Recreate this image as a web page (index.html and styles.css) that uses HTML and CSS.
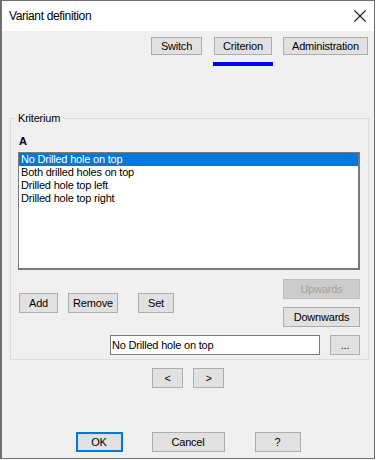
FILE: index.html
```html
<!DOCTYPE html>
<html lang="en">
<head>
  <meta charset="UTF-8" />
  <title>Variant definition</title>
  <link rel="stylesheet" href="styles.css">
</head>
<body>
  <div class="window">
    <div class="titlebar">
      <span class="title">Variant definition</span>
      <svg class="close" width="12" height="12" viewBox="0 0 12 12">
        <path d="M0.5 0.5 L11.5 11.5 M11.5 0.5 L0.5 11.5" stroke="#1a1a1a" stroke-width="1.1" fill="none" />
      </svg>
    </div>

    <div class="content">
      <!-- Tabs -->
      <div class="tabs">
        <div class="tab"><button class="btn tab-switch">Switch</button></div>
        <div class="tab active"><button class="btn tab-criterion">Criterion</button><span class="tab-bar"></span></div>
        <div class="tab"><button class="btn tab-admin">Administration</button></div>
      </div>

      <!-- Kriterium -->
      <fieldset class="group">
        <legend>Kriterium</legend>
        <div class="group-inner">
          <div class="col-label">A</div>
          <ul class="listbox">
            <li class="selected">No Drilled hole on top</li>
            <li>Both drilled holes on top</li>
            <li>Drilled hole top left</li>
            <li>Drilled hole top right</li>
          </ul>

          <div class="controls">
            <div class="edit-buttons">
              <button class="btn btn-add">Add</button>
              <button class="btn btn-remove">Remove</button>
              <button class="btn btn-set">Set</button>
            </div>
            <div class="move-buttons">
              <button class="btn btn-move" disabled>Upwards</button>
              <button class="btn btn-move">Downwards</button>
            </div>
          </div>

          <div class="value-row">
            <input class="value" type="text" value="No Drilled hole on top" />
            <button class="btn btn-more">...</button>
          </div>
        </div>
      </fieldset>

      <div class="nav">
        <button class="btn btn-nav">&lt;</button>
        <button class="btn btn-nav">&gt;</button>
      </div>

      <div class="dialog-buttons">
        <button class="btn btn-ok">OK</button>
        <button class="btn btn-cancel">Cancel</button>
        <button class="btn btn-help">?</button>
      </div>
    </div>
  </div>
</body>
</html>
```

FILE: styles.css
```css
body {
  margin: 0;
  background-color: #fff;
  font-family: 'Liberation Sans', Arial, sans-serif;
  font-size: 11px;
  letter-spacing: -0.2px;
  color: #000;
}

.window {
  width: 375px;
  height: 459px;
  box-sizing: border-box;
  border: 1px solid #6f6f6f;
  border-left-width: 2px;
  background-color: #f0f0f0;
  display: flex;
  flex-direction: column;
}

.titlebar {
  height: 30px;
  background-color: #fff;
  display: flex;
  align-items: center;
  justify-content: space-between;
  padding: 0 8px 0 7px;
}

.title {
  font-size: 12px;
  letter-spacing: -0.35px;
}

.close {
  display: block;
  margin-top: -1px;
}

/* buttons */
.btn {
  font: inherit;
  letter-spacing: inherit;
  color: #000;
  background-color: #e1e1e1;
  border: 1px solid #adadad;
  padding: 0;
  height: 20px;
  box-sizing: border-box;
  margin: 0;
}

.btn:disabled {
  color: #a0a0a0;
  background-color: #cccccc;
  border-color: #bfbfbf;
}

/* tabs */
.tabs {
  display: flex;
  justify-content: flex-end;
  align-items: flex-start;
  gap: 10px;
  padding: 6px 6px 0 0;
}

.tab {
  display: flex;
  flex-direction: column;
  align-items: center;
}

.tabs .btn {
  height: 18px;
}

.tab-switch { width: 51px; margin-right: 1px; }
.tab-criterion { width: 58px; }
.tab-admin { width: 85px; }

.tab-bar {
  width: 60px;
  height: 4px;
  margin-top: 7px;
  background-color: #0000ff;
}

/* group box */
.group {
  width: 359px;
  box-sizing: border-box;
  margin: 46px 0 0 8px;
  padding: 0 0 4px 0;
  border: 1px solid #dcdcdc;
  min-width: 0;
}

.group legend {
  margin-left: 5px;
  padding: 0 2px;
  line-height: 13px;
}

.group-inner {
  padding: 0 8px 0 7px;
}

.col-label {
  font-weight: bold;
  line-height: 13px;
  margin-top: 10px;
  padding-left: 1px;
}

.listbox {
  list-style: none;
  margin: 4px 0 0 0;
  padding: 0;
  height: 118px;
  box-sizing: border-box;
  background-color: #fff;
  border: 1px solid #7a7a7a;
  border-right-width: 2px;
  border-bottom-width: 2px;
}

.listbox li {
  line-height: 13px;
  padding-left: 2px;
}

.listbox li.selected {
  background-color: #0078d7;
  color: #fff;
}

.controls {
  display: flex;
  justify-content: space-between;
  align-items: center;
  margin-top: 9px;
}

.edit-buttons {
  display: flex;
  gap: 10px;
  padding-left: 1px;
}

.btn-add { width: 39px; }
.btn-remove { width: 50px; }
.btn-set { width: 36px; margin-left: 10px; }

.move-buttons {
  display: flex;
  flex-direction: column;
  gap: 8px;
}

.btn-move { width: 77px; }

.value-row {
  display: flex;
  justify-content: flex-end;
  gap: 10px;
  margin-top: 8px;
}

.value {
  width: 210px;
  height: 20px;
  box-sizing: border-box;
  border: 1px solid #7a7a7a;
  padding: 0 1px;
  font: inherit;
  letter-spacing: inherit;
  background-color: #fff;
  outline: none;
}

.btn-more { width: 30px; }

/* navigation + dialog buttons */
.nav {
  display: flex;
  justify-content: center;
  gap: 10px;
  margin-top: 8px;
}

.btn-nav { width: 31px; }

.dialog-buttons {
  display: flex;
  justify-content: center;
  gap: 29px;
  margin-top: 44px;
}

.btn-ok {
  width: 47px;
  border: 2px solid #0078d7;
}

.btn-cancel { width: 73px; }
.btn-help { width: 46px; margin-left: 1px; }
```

● ● ● ●

▶ To be done: Return all lines containing "index".

▶ Response to this task:
Recreate this image as a web page (index.html and styles.css) that uses HTML and CSS.
FILE: index.html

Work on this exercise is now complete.